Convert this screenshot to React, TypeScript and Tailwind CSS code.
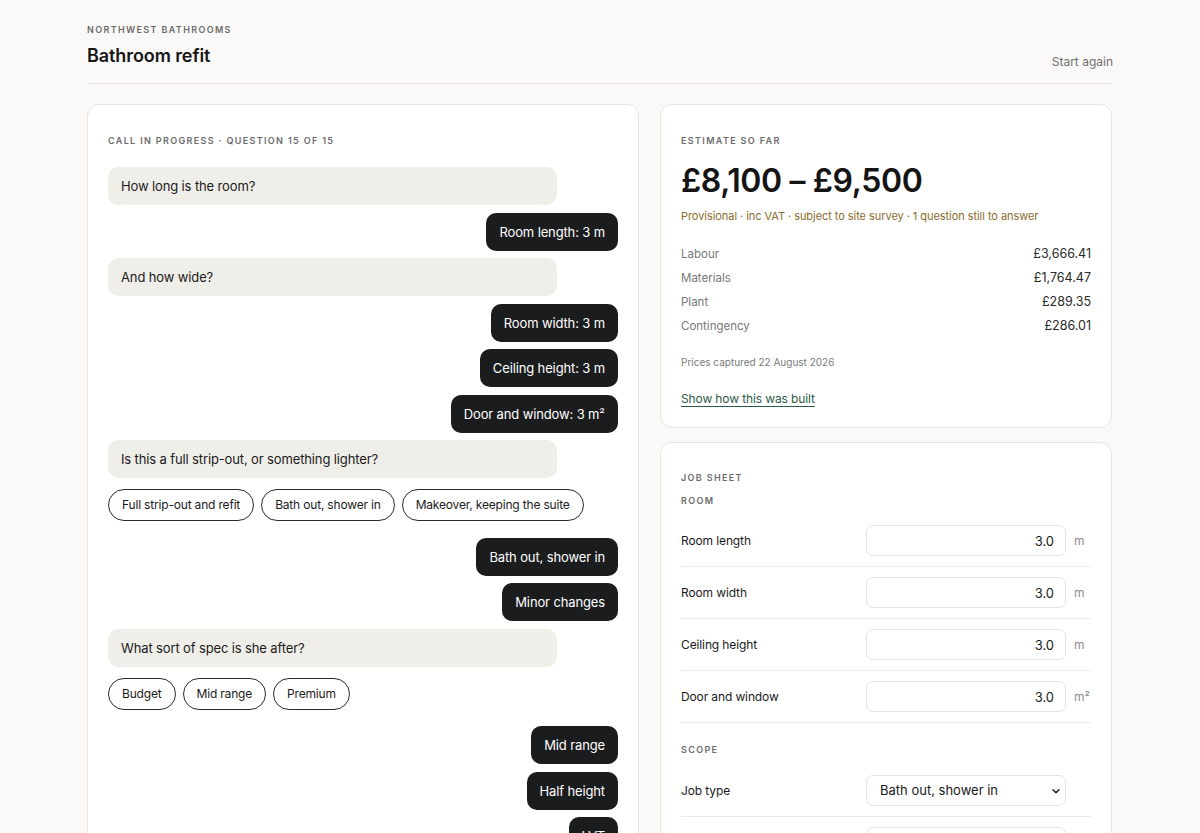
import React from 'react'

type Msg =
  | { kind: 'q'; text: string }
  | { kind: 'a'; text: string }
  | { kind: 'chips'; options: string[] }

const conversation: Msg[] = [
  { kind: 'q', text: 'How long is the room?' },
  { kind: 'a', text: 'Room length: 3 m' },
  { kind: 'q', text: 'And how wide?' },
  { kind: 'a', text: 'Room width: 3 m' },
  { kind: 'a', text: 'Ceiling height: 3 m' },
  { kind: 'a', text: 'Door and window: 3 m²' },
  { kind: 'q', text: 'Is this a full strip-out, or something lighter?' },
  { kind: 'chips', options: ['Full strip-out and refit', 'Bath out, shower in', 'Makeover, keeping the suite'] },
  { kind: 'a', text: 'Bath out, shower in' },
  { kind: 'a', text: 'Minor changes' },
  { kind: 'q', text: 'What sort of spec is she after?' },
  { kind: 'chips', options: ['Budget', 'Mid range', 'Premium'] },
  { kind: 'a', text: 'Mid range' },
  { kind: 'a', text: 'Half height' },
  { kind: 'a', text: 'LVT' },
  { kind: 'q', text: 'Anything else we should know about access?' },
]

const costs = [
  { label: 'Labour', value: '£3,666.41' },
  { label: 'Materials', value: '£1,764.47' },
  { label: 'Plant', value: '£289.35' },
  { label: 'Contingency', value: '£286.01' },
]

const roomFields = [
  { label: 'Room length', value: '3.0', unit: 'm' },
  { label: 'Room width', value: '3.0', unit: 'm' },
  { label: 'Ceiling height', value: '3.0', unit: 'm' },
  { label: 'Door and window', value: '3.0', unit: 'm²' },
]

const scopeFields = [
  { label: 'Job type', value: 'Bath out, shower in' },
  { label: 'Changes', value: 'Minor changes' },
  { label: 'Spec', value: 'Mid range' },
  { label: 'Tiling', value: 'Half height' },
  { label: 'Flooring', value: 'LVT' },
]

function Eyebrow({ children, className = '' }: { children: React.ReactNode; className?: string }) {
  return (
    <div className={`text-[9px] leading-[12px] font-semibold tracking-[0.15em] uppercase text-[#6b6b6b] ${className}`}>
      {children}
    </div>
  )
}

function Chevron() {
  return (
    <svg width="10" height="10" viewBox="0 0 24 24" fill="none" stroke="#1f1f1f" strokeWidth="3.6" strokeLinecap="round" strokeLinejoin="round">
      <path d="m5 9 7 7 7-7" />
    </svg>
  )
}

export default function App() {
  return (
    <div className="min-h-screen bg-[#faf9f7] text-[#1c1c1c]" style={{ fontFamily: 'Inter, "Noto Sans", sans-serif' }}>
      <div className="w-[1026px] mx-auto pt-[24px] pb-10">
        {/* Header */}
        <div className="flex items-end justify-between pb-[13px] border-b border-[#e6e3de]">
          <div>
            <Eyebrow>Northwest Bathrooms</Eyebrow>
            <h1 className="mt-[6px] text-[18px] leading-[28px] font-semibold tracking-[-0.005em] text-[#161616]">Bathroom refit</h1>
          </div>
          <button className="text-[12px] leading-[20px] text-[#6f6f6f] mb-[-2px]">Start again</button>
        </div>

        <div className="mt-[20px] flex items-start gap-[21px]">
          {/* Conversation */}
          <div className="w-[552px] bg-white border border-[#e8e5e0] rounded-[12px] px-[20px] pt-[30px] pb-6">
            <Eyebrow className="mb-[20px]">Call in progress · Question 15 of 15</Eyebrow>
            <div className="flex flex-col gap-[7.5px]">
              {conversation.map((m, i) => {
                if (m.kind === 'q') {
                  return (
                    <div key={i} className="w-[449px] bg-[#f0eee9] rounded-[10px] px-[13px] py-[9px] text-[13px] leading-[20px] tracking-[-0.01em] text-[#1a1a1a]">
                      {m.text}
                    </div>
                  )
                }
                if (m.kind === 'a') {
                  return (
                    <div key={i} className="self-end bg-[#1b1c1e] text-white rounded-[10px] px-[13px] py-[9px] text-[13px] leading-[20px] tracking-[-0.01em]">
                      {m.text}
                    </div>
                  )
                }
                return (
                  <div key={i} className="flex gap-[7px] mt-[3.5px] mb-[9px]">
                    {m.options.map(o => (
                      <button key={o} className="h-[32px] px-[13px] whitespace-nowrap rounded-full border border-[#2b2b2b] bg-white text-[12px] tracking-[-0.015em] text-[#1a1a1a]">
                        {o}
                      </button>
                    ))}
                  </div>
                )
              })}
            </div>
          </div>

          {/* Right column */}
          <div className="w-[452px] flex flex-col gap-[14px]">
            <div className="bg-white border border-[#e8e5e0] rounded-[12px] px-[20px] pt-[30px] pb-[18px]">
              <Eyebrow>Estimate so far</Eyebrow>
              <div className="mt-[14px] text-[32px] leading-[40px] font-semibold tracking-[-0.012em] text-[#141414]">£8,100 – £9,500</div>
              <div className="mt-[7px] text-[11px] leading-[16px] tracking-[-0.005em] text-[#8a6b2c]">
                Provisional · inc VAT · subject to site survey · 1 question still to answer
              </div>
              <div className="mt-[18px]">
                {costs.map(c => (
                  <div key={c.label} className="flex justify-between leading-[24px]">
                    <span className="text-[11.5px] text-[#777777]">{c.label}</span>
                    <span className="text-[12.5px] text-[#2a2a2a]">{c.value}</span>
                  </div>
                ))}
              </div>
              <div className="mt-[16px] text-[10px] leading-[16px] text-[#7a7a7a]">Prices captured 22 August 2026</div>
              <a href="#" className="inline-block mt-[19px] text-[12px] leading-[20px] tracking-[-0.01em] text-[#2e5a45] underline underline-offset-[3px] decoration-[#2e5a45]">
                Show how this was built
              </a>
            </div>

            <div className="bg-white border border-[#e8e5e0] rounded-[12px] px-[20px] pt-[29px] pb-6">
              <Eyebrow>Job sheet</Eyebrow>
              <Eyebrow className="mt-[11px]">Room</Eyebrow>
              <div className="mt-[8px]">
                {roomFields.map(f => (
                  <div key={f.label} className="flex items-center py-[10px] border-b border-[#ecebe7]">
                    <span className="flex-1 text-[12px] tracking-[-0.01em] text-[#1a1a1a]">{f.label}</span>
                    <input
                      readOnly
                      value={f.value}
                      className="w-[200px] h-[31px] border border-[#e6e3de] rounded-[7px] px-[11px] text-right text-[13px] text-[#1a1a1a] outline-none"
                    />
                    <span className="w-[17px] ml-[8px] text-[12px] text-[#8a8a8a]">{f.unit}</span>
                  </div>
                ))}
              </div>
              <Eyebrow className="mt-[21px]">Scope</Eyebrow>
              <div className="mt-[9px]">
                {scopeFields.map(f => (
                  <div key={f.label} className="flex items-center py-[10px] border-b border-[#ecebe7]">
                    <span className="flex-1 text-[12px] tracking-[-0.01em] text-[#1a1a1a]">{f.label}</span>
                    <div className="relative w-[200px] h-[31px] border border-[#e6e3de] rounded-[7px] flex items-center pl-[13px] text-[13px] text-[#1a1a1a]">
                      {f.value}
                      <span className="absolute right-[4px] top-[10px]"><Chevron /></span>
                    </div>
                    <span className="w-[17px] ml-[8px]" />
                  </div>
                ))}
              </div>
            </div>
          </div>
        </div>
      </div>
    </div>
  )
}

==

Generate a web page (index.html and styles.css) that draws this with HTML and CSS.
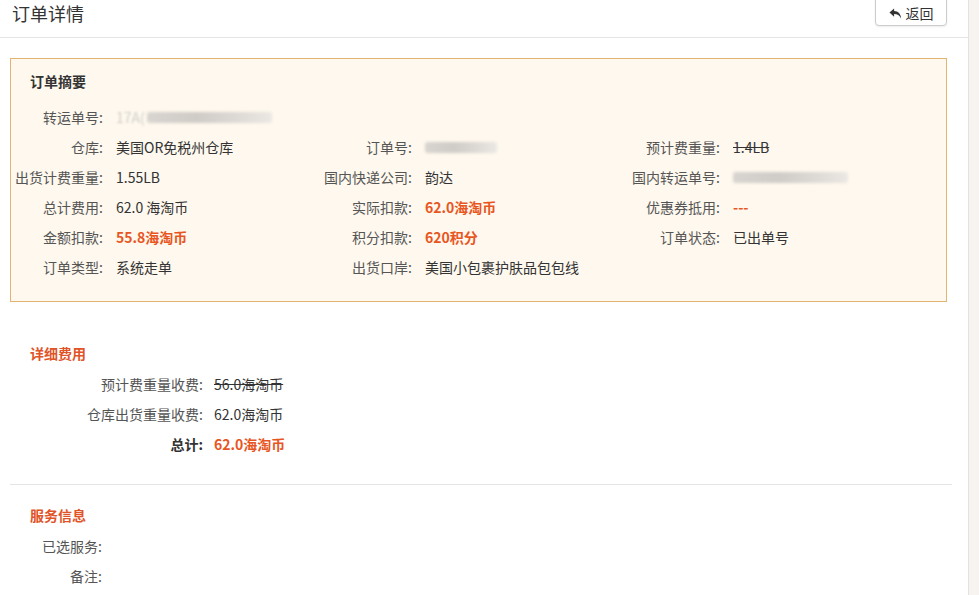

--

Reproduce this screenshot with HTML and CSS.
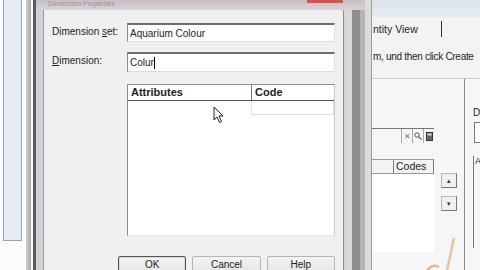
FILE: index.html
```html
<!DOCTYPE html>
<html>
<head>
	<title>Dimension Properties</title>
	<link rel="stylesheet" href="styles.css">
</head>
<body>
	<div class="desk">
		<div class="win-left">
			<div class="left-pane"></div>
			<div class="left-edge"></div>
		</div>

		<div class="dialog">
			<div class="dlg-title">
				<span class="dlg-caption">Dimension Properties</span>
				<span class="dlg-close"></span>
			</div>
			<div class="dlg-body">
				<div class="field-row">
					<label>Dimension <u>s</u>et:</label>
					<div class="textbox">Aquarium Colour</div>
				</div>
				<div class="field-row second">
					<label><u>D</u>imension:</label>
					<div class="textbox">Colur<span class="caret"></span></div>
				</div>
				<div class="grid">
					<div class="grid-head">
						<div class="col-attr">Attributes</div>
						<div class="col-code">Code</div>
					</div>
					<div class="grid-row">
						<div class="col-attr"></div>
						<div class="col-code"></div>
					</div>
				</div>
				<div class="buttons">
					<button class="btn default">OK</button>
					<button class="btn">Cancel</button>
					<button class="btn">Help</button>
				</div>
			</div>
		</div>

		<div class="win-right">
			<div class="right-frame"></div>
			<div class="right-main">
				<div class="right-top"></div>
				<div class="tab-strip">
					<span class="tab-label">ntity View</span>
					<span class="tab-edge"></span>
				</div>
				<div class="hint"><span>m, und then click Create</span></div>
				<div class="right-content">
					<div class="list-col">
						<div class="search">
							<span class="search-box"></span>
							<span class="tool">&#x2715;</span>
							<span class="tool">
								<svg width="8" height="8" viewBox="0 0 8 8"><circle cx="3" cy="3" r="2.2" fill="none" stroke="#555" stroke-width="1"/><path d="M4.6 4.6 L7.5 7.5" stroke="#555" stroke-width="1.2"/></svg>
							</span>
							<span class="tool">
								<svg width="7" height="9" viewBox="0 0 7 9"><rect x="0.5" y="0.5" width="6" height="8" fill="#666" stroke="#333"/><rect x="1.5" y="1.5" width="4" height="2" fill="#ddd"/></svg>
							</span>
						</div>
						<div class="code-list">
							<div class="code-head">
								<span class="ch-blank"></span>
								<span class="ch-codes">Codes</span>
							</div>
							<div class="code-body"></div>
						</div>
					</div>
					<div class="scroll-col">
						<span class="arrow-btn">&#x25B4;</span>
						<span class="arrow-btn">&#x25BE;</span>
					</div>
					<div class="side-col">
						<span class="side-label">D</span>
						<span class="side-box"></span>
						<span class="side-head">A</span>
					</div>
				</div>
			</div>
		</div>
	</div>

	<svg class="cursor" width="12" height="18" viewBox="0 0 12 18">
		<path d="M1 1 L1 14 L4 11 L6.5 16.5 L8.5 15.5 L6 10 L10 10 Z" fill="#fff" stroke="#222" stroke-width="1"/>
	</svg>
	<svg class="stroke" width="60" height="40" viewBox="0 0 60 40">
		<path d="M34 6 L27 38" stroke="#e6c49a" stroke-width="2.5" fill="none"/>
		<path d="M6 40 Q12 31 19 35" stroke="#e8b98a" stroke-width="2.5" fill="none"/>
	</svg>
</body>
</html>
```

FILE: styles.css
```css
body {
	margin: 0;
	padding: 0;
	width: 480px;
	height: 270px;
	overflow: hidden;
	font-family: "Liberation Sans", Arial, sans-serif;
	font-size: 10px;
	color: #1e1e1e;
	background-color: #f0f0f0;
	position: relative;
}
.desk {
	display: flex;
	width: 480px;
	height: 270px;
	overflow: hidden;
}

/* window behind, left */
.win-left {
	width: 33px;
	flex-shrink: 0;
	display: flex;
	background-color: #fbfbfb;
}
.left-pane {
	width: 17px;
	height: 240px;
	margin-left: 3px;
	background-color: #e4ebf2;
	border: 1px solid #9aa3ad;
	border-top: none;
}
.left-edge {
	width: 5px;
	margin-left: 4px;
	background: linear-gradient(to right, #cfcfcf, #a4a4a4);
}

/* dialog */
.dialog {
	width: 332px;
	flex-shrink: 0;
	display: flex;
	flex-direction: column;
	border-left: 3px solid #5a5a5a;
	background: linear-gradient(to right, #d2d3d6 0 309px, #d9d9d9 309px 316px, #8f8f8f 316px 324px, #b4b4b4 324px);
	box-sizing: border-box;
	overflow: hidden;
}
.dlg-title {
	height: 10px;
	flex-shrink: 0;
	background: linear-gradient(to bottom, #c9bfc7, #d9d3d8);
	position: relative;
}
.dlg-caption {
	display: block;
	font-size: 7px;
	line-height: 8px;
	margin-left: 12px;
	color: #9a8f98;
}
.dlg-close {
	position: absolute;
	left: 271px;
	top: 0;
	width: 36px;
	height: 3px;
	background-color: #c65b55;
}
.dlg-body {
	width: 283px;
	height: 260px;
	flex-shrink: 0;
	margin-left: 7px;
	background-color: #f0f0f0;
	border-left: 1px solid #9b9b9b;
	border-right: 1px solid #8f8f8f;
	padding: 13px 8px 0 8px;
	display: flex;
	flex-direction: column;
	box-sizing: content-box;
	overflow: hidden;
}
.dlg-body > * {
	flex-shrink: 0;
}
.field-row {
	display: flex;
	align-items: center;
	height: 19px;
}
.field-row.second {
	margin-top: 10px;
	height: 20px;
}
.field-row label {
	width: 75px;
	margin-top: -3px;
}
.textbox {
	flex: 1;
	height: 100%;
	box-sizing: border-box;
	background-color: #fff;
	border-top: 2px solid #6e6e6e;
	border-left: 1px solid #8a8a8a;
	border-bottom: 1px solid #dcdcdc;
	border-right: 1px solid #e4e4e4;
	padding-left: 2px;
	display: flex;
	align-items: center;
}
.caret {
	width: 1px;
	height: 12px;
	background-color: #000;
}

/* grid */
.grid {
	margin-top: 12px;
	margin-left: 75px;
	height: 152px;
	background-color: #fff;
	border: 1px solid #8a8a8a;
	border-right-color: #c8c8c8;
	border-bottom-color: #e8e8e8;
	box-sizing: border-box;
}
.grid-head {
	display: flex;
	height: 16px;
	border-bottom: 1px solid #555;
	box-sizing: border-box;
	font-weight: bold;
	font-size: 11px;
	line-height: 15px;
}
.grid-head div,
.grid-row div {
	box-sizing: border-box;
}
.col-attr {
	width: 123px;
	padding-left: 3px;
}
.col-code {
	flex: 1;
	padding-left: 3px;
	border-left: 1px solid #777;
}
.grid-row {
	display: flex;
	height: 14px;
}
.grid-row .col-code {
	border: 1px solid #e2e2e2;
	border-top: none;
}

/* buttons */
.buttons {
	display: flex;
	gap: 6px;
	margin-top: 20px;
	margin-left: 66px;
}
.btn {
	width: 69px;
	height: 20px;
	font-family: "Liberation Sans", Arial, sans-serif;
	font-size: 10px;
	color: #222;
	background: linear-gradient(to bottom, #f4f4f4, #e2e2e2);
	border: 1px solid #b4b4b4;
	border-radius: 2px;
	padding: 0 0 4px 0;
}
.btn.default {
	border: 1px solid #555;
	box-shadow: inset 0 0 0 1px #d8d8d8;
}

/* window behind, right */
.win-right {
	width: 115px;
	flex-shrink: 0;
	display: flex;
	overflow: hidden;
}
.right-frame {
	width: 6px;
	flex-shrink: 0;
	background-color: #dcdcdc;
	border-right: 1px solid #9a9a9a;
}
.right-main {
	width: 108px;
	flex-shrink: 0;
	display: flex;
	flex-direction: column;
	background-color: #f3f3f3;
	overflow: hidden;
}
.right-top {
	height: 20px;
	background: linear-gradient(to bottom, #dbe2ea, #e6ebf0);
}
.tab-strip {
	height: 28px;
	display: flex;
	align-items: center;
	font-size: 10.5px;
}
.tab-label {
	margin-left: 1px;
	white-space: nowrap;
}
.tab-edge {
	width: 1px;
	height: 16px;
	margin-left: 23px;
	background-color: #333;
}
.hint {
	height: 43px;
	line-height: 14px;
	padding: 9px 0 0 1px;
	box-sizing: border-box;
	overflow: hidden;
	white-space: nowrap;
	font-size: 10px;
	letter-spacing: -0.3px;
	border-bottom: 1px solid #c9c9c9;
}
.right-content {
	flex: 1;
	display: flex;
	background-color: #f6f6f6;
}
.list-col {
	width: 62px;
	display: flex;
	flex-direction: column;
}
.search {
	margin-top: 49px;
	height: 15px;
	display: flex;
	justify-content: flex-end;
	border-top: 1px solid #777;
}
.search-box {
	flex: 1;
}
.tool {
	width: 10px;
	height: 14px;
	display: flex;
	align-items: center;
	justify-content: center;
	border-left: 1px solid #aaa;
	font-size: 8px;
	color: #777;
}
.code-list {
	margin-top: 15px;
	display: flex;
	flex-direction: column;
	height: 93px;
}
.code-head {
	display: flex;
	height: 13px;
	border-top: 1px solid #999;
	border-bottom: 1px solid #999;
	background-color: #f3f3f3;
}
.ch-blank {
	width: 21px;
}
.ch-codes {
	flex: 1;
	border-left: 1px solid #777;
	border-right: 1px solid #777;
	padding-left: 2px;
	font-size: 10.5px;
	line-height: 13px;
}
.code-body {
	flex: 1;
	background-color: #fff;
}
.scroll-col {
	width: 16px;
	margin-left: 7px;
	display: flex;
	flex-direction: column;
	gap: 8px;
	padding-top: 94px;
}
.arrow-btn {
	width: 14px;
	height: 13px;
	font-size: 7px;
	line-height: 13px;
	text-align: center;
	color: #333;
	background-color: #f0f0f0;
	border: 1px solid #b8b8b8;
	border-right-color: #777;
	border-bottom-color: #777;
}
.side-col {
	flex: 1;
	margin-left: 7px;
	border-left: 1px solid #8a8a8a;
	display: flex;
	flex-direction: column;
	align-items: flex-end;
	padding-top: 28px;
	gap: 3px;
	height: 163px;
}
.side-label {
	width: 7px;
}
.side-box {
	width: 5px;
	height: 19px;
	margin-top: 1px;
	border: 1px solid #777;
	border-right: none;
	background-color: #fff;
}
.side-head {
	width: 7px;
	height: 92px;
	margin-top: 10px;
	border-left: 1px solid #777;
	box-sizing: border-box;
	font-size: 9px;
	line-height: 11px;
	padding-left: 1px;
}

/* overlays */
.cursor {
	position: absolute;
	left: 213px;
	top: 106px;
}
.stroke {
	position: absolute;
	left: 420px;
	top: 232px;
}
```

● What is expected
Extract exactly, and only, the lines from the one with "Convert this screenshot" to the one with "kind: 'chips'; options: string[]", both ends counted. Leave the images behind.

● Solution
Convert this screenshot to React, TypeScript and Tailwind CSS code.
import React from 'react'

type Msg =
  | { kind: 'q'; text: string }
  | { kind: 'a'; text: string }
  | { kind: 'chips'; options: string[] }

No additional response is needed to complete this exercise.